[Given material]

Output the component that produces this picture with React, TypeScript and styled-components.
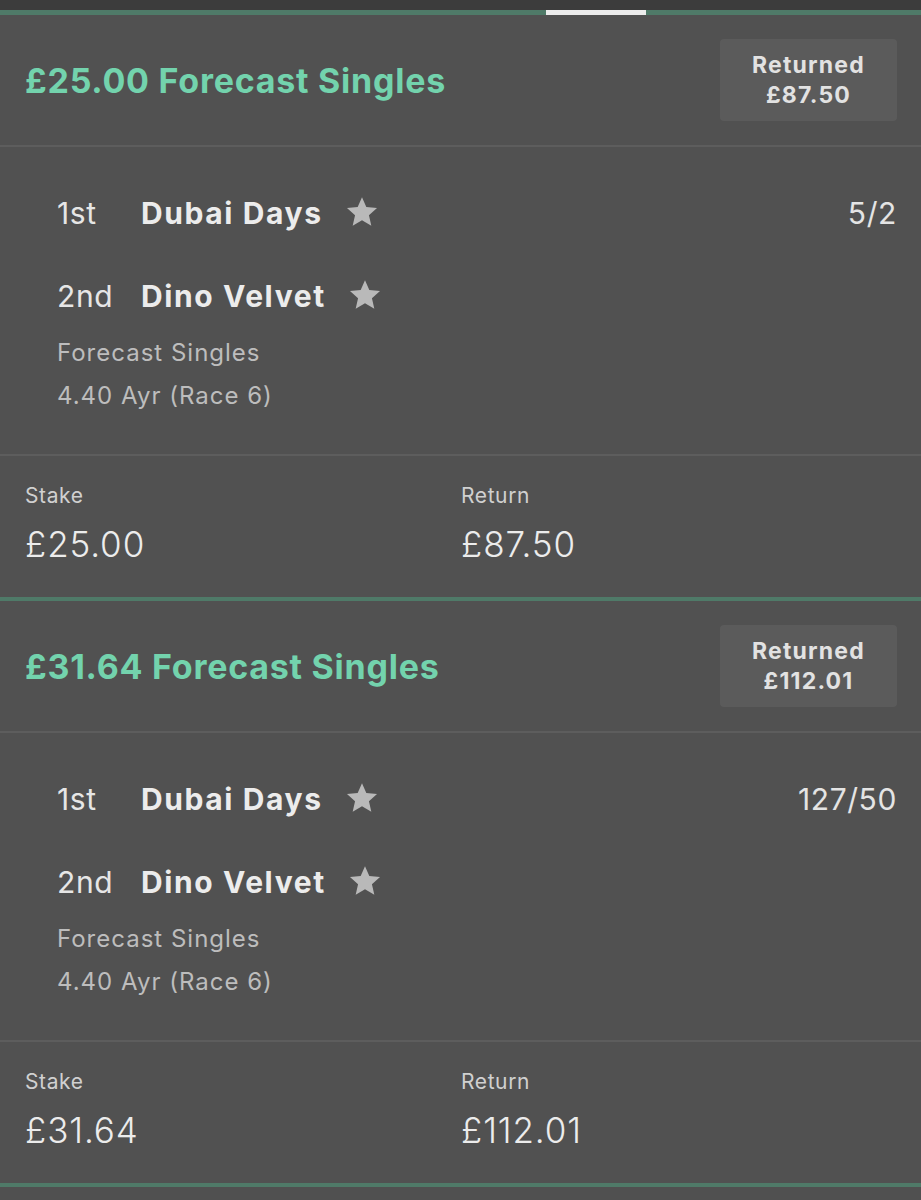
import React from "react";
import styled, { createGlobalStyle } from "styled-components";

const GlobalStyle = createGlobalStyle`
  html, body {
    margin: 0;
    padding: 0;
    background: #505050;
    font-family: Inter, "Noto Sans", "Liberation Sans", sans-serif;
    -webkit-font-smoothing: antialiased;
  }
`;

interface Runner {
  place: string;
  name: string;
}

interface Bet {
  stake: string;
  returned: string;
  odds: string;
  runners: Runner[];
  market: string;
  race: string;
}

const bets: Bet[] = [
  {
    stake: "£25.00",
    returned: "£87.50",
    odds: "5/2",
    runners: [
      { place: "1st", name: "Dubai Days" },
      { place: "2nd", name: "Dino Velvet" },
    ],
    market: "Forecast Singles",
    race: "4.40 Ayr (Race 6)",
  },
  {
    stake: "£31.64",
    returned: "£112.01",
    odds: "127/50",
    runners: [
      { place: "1st", name: "Dubai Days" },
      { place: "2nd", name: "Dino Velvet" },
    ],
    market: "Forecast Singles",
    race: "4.40 Ayr (Race 6)",
  },
];

const Star = () => (
  <svg width="34" height="34" viewBox="0 0 24 24">
    <path
      d="M12 1.6l3.05 6.95 7.55.7-5.7 5.02 1.68 7.4L12 17.8l-6.58 3.87 1.68-7.4-5.7-5.02 7.55-.7z"
      fill="#b9b9b9"
    />
  </svg>
);

export default function App() {
  return (
    <Page>
      <GlobalStyle />
      <TopBar />
      <TabTrack>
        <TabIndicator />
      </TabTrack>
      {bets.map((bet, i) => (
        <Card key={i}>
          <Header>
            <Title>
              {bet.stake} {bet.market}
            </Title>
            <ReturnedBox>
              <span>Returned</span>
              <span>{bet.returned}</span>
            </ReturnedBox>
          </Header>
          <Body>
            {bet.runners.map((r, j) => (
              <RunnerRow key={j}>
                <Place>{r.place}</Place>
                <Name>{r.name}</Name>
                <Star />
                {j === 0 && <Odds>{bet.odds}</Odds>}
              </RunnerRow>
            ))}
            <MetaBlock>
              <Meta>{bet.market}</Meta>
              <Meta>{bet.race}</Meta>
            </MetaBlock>
          </Body>
          <Footer>
            <Stat>
              <Label>Stake</Label>
              <Value>{bet.stake}</Value>
            </Stat>
            <Stat>
              <Label>Return</Label>
              <Value>{bet.returned}</Value>
            </Stat>
          </Footer>
        </Card>
      ))}
    </Page>
  );
}

const Page = styled.div`
  width: 921px;
  min-height: 1200px;
  background: #505050;
`;

const TopBar = styled.div`
  height: 10px;
  background: #3c3c3c;
`;

const TabTrack = styled.div`
  height: 5px;
  background: #4f7a68;
  padding-left: 546px;
`;

const TabIndicator = styled.div`
  width: 100px;
  height: 5px;
  background: #ececec;
`;

const Card = styled.section`
  background: #515151;
  border-bottom: 4px solid #4f7a68;
`;

const Header = styled.div`
  height: 130px;
  display: flex;
  align-items: center;
  justify-content: space-between;
  padding: 0 24px 0 25px;
  border-bottom: 2px solid #5d5d5d;
`;

const Title = styled.h2`
  margin: 0;
  font-size: 34px;
  font-weight: 700;
  color: #73d3ad;
  letter-spacing: 0.75px;
`;

const ReturnedBox = styled.div`
  width: 177px;
  height: 82px;
  border-radius: 4px;
  background: #5b5b5b;
  display: flex;
  flex-direction: column;
  align-items: center;
  justify-content: center;
  font-size: 23px;
  font-weight: 700;
  letter-spacing: 1.2px;
  color: #e2e2e2;
  line-height: 30px;
`;

const Body = styled.div`
  padding: 46px 24px 37px 57px;
  border-bottom: 2px solid #5d5d5d;
`;

const RunnerRow = styled.div`
  height: 40px;
  display: flex;
  align-items: center;
  & + & {
    margin-top: 43px;
  }
  svg {
    margin-left: 22px;
    margin-top: -2px;
  }
`;

const Place = styled.span`
  width: 84px;
  font-size: 30px;
  font-weight: 400;
  letter-spacing: 0.6px;
  color: #e6e6e6;
`;

const Name = styled.span`
  font-size: 30px;
  font-weight: 700;
  letter-spacing: 1.6px;
  color: #ececec;
`;

const Odds = styled.span`
  margin-left: auto;
  font-size: 30px;
  letter-spacing: 0.6px;
  color: #e4e4e4;
`;

const MetaBlock = styled.div`
  margin-top: 15px;
`;

const Meta = styled.div`
  font-size: 24px;
  line-height: 43px;
  letter-spacing: 1px;
  color: #bdbdbd;
`;

const Footer = styled.div`
  display: grid;
  grid-template-columns: 436px 1fr;
  padding: 28px 25px 33px;
`;

const Stat = styled.div`
  display: flex;
  flex-direction: column;
  gap: 16px;
`;

const Label = styled.span`
  font-size: 21px;
  line-height: 24px;
  letter-spacing: 0.6px;
  color: #d0d0d0;
`;

const Value = styled.span`
  font-size: 35px;
  line-height: 40px;
  font-weight: 300;
  letter-spacing: 0.9px;
  color: #ececec;
`;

[Goal]
Leave the images out, please, and restate each line word for word.

[Exercise output]
Output the component that produces this picture with React, TypeScript and styled-components.
import React from "react";
import styled, { createGlobalStyle } from "styled-components";

const GlobalStyle = createGlobalStyle`
  html, body {
    margin: 0;
    padding: 0;
    background: #505050;
    font-family: Inter, "Noto Sans", "Liberation Sans", sans-serif;
    -webkit-font-smoothing: antialiased;
  }
`;

interface Runner {
  place: string;
  name: string;
}

interface Bet {
  stake: string;
  returned: string;
  odds: string;
  runners: Runner[];
  market: string;
  race: string;
}

const bets: Bet[] = [
  {
    stake: "£25.00",
    returned: "£87.50",
    odds: "5/2",
    runners: [
      { place: "1st", name: "Dubai Days" },
      { place: "2nd", name: "Dino Velvet" },
    ],
    market: "Forecast Singles",
    race: "4.40 Ayr (Race 6)",
  },
  {
    stake: "£31.64",
    returned: "£112.01",
    odds: "127/50",
    runners: [
      { place: "1st", name: "Dubai Days" },
      { place: "2nd", name: "Dino Velvet" },
    ],
    market: "Forecast Singles",
    race: "4.40 Ayr (Race 6)",
  },
];

const Star = () => (
  <svg width="34" height="34" viewBox="0 0 24 24">
    <path
      d="M12 1.6l3.05 6.95 7.55.7-5.7 5.02 1.68 7.4L12 17.8l-6.58 3.87 1.68-7.4-5.7-5.02 7.55-.7z"
      fill="#b9b9b9"
    />
  </svg>
);

export default function App() {
  return (
    <Page>
      <GlobalStyle />
      <TopBar />
      <TabTrack>
        <TabIndicator />
      </TabTrack>
      {bets.map((bet, i) => (
        <Card key={i}>
          <Header>
            <Title>
              {bet.stake} {bet.market}
            </Title>
            <ReturnedBox>
              <span>Returned</span>
              <span>{bet.returned}</span>
            </ReturnedBox>
          </Header>
          <Body>
            {bet.runners.map((r, j) => (
              <RunnerRow key={j}>
                <Place>{r.place}</Place>
                <Name>{r.name}</Name>
                <Star />
                {j === 0 && <Odds>{bet.odds}</Odds>}
              </RunnerRow>
            ))}
            <MetaBlock>
              <Meta>{bet.market}</Meta>
              <Meta>{bet.race}</Meta>
            </MetaBlock>
          </Body>
          <Footer>
            <Stat>
              <Label>Stake</Label>
              <Value>{bet.stake}</Value>
            </Stat>
            <Stat>
              <Label>Return</Label>
              <Value>{bet.returned}</Value>
            </Stat>
          </Footer>
        </Card>
      ))}
    </Page>
  );
}

const Page = styled.div`
  width: 921px;
  min-height: 1200px;
  background: #505050;
`;

const TopBar = styled.div`
  height: 10px;
  background: #3c3c3c;
`;

const TabTrack = styled.div`
  height: 5px;
  background: #4f7a68;
  padding-left: 546px;
`;

const TabIndicator = styled.div`
  width: 100px;
  height: 5px;
  background: #ececec;
`;

const Card = styled.section`
  background: #515151;
  border-bottom: 4px solid #4f7a68;
`;

const Header = styled.div`
  height: 130px;
  display: flex;
  align-items: center;
  justify-content: space-between;
  padding: 0 24px 0 25px;
  border-bottom: 2px solid #5d5d5d;
`;

const Title = styled.h2`
  margin: 0;
  font-size: 34px;
  font-weight: 700;
  color: #73d3ad;
  letter-spacing: 0.75px;
`;

const ReturnedBox = styled.div`
  width: 177px;
  height: 82px;
  border-radius: 4px;
  background: #5b5b5b;
  display: flex;
  flex-direction: column;
  align-items: center;
  justify-content: center;
  font-size: 23px;
  font-weight: 700;
  letter-spacing: 1.2px;
  color: #e2e2e2;
  line-height: 30px;
`;

const Body = styled.div`
  padding: 46px 24px 37px 57px;
  border-bottom: 2px solid #5d5d5d;
`;

const RunnerRow = styled.div`
  height: 40px;
  display: flex;
  align-items: center;
  & + & {
    margin-top: 43px;
  }
  svg {
    margin-left: 22px;
    margin-top: -2px;
  }
`;

const Place = styled.span`
  width: 84px;
  font-size: 30px;
  font-weight: 400;
  letter-spacing: 0.6px;
  color: #e6e6e6;
`;

const Name = styled.span`
  font-size: 30px;
  font-weight: 700;
  letter-spacing: 1.6px;
  color: #ececec;
`;

const Odds = styled.span`
  margin-left: auto;
  font-size: 30px;
  letter-spacing: 0.6px;
  color: #e4e4e4;
`;

const MetaBlock = styled.div`
  margin-top: 15px;
`;

const Meta = styled.div`
  font-size: 24px;
  line-height: 43px;
  letter-spacing: 1px;
  color: #bdbdbd;
`;

const Footer = styled.div`
  display: grid;
  grid-template-columns: 436px 1fr;
  padding: 28px 25px 33px;
`;

const Stat = styled.div`
  display: flex;
  flex-direction: column;
  gap: 16px;
`;

const Label = styled.span`
  font-size: 21px;
  line-height: 24px;
  letter-spacing: 0.6px;
  color: #d0d0d0;
`;

const Value = styled.span`
  font-size: 35px;
  line-height: 40px;
  font-weight: 300;
  letter-spacing: 0.9px;
  color: #ececec;
`;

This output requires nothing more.